I was apprehensive when I picked up a copy of Nancy Hale’s Dear Beast. Would it be appropriate spring break reading? The kind of thing one reads on the beach, or pretends one is reading on a beach if one does not actually go to the beach? Would it be a beautifully-written comedy, like her memoir A New England Girlhood? Or a melancholy, fascinating, but fatiguing novel about bad relationships and worse marriages, like her 1942 best-seller, The Prodigal Women?
Dear Beast, set in the South and New York, is a graceful, lively, realistic comedy about a woman’s creation of literature to escape from a bad marriage. Published in 1959, it is a literary Southern version of D. E. Stevenson’s light romance, Miss Buncle’s Book.
In Miss Buncle’s Book, the heroine, Barbara Buncle, a spinster with very little income, writes an anonymous novel about the people in her village. The villagers are all agog, trying to figure out who wrote it. They are furious.
In Dear Beast, the heroine, Abby Daniel, the Yankee wife of a well-educated, caustic Virginia bookseller, writes a best-selling anonymous novel about life in a small town very like Starkeyville, where they live. The difference is that he Starkeyvillians admire it, wondering who wrote it.
Dear Beast begins at a tea party at the home of Mrs. B. D. Starkey, often known as Miss Grace. All the important women of Starkeyville are present, including Abby, who is kept busy serving the guests and organizing the kitchen.

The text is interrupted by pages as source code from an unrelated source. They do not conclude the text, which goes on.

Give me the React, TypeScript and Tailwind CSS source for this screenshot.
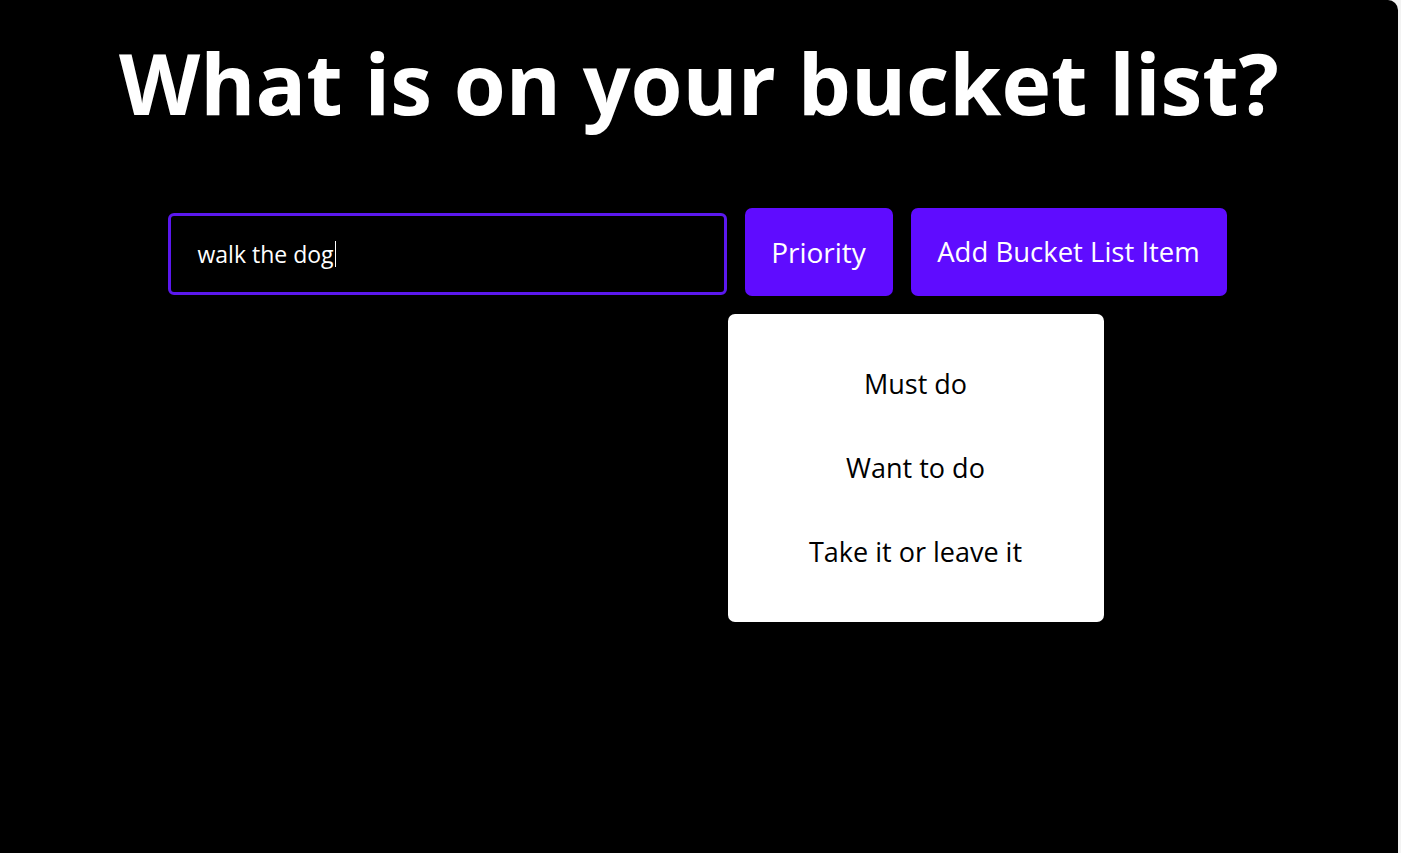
export default function App() {
	return (
		<div className="flex min-h-[853px] w-full bg-[#f3f3f3]" style={{ fontFamily: '"Open Sans", sans-serif' }}>
			<div className="flex min-h-[853px] w-[1398px] flex-col items-center rounded-tr-[10px] bg-black">
				<h1 className="mt-[33px] text-[84px] font-bold leading-[1.2] text-white">
					What is on your bucket list?
				</h1>

				<div className="mr-[4px] mt-[74px] flex items-center gap-[18px]">
					<div className="mt-[4px] flex h-[82px] w-[559px] items-center rounded-[6px] border-[3px] border-[#5b18ee] pl-[27px]">
						<span className="text-[23px] text-white">walk the dog</span>
						<span className="ml-[1px] h-[26px] w-px bg-white" />
					</div>

					<div className="relative">
						<button
							type="button"
							className="h-[88px] w-[148px] rounded-[7px] bg-[#5f0cff] text-[28px] text-white"
						>
							Priority
						</button>

						<div className="absolute left-[-17px] top-[106px] flex h-[308px] w-[376px] flex-col items-center rounded-[7px] bg-white pt-[50px] text-[27px] text-black">
							<div className="h-[84px]">Must do</div>
							<div className="h-[84px]">Want to do</div>
							<div className="h-[84px]">Take it or leave it</div>
						</div>
					</div>

					<button
						type="button"
						className="h-[88px] w-[316px] rounded-[7px] bg-[#5f0cff] text-[27.5px] text-white"
					>
						Add Bucket List Item
					</button>
				</div>
			</div>
		</div>
	);
}
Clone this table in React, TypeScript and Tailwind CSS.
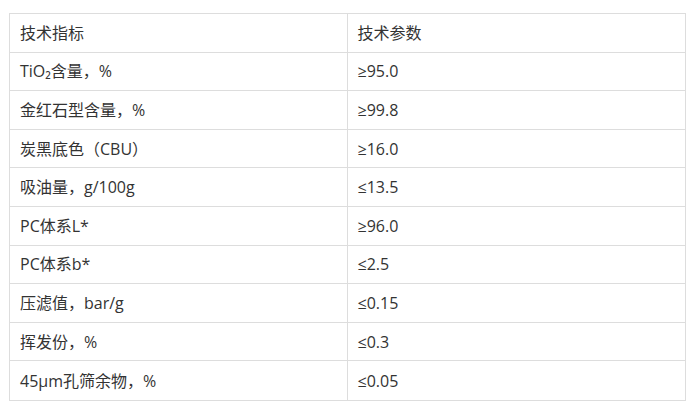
import React from "react"

const rows = [
  ["TiO₂含量，%", "≥95.0"],
  ["金红石型含量，%", "≥99.8"],
  ["炭黑底色（CBU）", "≥16.0"],
  ["吸油量，g/100g", "≤13.5"],
  ["PC体系L*", "≥96.0"],
  ["PC体系b*", "≤2.5"],
  ["压滤值，bar/g", "≤0.15"],
  ["挥发份，%", "≤0.3"],
  ["45μm孔筛余物，%", "≤0.05"],
]

const Row = ({ left, right, last }: { left: string; right: string; last?: boolean }) => (
  <div
    className={`grid grid-cols-2 h-[38.6px] ${last ? "" : "border-b border-[#dddddd]"}`}
  >
    <div className="flex items-center pl-[10px] border-r border-[#dddddd]">{left}</div>
    <div className="flex items-center pl-[10px]">{right}</div>
  </div>
)

export default function App() {
  return (
    <div
      className="w-[693px] h-[410px] bg-white pt-[13px] pl-[9px] text-[16px] text-[#333333]"
      style={{ fontFamily: '"Open Sans", "Noto Sans CJK SC", sans-serif' }}
    >
      <div className="w-[677px] border border-[#dddddd] leading-none">
        <Row left="技术指标" right="技术参数" />
        {rows.map((r, i) => (
          <Row key={r[0]} left={r[0]} right={r[1]} last={i === rows.length - 1} />
        ))}
      </div>
    </div>
  )
}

Little Abby Daniel, whom Mrs. Starkey counted on to help out at parties since, having no children, she had nothing better to do, abstracted the teacups that had been left by two departing ladies and slipped with them out into the kitchen. Her voice could be heard through the swinging door, asking Mattie, the cook, for more Sally Lunn. In a moment more she had slipped back into the dining room and into her place at the table, smiling.”
There are many women at the party who are more flamboyant than Abby and apparently have something “better to do.” Some seem more likely to be a novelist than “little Abby Daniel.” Abby is an outsider from Vermont, a mousy Cinderella. But that’s really the point. Anyone with talent can be a writer, not necessarily the prettiest or the most vivacious.
The women are all worked-up because Life is sending a photographer to shoot pictures of their typical Southern small town for a piece about the best-selling novel, The Rose That Died.
When Mrs. Starkey is called away for an emergency and cannot guide the New York photographer around Starkeyville, she asks Abby to step in. And in the course of Abby’s delightful conversation with Tommy, who is more candid than Southerners, she cannot resist admitting she is the author of The Rose That Died. Her husband, Boogher (pronounced “Booker”), didn’t want her name on the book. (Obviously, he was jealous: one in a long line of Hale’s men characters who don’t like their women to succeed.)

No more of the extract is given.